══ PROVIDED RECORDS ══

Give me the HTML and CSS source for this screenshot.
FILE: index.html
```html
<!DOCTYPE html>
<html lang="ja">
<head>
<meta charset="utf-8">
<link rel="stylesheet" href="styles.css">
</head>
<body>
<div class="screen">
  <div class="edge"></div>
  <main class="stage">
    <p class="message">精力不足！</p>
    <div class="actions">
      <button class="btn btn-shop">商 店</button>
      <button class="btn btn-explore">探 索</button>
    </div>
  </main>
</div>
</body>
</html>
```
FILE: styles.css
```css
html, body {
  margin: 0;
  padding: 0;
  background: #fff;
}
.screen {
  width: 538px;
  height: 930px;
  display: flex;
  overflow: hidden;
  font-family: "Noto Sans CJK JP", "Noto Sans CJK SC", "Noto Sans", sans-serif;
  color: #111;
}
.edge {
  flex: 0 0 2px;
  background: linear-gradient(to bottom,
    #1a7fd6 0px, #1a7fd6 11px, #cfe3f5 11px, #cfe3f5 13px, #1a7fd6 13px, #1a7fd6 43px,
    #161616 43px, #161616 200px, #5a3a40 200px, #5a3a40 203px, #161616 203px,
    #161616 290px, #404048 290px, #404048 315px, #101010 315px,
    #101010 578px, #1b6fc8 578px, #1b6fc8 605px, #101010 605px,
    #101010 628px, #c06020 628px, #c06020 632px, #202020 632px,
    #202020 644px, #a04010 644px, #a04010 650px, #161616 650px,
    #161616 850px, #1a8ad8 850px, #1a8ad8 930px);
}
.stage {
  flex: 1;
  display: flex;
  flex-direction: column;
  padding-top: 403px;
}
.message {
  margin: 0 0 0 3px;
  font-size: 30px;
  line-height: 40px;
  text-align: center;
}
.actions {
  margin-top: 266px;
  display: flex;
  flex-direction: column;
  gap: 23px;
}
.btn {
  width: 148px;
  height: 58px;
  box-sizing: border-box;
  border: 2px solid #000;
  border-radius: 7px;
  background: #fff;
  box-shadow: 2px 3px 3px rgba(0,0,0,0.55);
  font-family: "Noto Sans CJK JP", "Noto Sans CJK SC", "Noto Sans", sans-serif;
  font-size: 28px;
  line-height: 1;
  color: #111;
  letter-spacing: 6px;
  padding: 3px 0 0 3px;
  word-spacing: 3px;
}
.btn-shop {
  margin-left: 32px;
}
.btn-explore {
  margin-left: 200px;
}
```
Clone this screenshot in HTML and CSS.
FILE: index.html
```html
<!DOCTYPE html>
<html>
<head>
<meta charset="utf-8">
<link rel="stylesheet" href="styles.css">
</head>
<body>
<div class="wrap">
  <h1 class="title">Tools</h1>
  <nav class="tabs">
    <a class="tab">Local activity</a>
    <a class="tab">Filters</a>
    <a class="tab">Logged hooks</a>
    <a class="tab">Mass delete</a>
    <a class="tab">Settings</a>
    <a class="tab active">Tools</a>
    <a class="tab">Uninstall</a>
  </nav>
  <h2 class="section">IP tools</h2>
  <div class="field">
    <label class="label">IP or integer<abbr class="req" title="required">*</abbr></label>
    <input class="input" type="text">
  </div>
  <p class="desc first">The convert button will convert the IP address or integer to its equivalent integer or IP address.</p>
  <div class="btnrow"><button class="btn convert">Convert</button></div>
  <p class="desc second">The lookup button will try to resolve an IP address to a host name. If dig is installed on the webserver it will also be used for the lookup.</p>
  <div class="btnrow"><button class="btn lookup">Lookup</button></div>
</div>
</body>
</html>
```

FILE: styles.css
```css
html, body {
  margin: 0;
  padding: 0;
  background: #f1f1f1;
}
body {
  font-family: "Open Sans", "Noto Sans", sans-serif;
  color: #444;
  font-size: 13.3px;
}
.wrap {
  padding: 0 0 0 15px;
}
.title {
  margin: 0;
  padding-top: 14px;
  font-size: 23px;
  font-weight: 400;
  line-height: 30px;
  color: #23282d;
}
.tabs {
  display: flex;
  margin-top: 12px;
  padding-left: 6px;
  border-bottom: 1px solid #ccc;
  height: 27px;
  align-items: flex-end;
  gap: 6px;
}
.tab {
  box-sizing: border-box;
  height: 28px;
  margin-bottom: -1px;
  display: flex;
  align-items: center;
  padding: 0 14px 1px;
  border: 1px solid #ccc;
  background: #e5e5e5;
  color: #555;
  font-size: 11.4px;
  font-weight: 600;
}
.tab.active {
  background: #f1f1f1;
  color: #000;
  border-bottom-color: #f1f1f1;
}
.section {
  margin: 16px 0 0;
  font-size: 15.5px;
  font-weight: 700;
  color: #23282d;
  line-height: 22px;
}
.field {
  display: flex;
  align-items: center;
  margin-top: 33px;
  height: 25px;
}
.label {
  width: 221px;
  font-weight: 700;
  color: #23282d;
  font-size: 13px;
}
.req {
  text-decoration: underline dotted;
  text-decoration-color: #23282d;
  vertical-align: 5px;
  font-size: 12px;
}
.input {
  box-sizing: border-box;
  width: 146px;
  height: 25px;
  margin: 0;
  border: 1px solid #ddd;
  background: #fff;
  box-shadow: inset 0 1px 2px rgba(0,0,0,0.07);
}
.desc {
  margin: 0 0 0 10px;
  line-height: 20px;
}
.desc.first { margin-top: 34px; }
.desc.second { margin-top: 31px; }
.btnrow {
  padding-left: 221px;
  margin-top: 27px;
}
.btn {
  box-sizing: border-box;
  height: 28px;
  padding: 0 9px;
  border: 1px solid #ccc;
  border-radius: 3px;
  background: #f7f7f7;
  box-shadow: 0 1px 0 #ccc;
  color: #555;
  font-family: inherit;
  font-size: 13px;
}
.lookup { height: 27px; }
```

═══
══ PROVIDED RECORDS ══

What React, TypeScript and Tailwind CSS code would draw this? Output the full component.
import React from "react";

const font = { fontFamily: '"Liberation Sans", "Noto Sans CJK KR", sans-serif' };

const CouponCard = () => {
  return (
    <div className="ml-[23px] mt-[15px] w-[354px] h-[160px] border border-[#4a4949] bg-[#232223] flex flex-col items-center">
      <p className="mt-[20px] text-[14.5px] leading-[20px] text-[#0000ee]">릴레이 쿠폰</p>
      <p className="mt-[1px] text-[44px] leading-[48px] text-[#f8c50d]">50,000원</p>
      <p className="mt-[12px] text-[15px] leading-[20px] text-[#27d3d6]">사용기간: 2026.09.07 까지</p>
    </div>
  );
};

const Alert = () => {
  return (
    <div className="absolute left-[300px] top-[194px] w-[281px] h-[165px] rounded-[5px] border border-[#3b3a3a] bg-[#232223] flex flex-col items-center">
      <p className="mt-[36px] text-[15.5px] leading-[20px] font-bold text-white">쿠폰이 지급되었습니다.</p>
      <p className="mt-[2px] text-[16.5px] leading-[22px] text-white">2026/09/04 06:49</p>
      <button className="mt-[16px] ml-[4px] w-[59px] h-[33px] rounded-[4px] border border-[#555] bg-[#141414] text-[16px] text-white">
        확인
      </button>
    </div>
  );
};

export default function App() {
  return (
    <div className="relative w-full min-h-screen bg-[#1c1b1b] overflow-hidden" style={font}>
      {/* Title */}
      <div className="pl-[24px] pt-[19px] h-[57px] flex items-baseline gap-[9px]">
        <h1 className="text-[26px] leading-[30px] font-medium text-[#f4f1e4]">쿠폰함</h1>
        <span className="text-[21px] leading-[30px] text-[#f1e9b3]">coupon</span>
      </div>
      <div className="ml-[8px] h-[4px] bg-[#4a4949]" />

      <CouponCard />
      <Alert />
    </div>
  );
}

═══
══ PROVIDED RECORDS ══

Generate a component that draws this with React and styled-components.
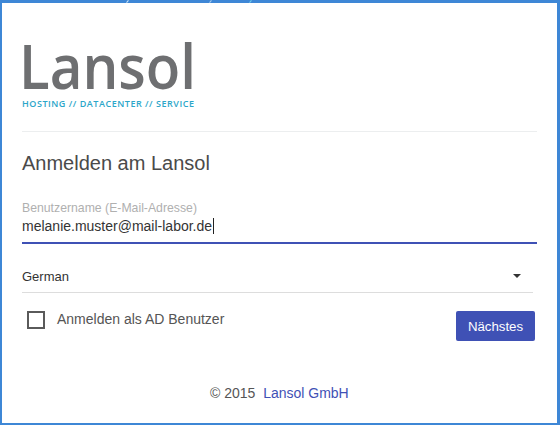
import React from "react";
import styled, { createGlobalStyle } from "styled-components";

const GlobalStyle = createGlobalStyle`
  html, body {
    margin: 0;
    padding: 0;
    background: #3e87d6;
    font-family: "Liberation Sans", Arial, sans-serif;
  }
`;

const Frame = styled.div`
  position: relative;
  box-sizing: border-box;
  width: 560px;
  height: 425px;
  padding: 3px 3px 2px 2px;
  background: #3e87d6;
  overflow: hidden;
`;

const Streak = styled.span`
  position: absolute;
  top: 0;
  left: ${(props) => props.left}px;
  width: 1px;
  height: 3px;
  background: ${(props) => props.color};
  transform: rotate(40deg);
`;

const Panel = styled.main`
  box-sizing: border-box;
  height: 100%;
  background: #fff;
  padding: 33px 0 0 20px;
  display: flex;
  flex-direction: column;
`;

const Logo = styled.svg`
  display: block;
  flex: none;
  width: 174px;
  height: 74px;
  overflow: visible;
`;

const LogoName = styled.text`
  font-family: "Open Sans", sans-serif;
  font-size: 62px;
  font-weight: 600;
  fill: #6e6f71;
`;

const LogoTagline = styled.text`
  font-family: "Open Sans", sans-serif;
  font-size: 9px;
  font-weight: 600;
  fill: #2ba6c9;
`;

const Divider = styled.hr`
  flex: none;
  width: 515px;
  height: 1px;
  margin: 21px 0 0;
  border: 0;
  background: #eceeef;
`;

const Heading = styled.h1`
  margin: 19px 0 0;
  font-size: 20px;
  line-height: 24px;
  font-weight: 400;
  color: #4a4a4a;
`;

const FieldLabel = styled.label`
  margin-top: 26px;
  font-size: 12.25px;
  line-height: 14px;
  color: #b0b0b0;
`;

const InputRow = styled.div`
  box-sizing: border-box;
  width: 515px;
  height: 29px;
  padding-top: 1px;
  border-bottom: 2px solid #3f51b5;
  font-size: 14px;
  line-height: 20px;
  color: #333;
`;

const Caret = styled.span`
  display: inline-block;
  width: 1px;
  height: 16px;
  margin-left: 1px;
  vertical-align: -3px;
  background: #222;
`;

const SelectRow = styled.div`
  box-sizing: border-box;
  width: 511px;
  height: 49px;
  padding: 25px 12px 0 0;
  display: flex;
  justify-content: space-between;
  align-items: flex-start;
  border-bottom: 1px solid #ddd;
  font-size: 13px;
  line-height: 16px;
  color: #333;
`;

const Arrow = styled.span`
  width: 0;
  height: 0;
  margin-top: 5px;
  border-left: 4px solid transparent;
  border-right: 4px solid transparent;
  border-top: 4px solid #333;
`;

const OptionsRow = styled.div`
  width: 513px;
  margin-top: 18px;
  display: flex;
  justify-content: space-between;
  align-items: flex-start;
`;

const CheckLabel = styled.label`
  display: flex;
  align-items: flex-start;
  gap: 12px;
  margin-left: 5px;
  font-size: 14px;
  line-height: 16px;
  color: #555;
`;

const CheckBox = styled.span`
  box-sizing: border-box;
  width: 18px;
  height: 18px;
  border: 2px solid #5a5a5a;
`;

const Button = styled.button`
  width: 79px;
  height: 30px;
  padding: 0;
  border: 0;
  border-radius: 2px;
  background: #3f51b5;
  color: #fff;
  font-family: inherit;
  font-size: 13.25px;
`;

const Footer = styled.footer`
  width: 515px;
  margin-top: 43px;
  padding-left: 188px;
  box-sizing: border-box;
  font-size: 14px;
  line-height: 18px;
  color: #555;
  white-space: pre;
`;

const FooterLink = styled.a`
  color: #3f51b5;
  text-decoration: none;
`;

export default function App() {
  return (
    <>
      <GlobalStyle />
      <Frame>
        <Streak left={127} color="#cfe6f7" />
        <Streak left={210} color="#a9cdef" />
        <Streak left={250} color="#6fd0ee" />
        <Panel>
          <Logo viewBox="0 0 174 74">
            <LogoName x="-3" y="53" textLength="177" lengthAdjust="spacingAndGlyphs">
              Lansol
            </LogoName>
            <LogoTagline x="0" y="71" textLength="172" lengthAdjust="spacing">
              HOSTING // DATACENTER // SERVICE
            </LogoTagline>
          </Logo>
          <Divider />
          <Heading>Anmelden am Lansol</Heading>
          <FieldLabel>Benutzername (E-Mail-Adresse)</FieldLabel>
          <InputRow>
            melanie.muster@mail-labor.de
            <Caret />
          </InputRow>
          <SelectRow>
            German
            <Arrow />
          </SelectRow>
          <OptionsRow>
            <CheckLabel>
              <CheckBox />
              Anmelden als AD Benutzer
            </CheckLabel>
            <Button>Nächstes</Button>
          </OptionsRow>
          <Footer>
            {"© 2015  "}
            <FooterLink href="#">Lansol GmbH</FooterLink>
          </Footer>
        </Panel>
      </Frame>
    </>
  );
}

═══

» TASK DETAILS: Locate and copy each line in the data above that includes the word "screenshot".

» ANSWER BELOW:
Give me the HTML and CSS source for this screenshot.
Clone this screenshot in HTML and CSS.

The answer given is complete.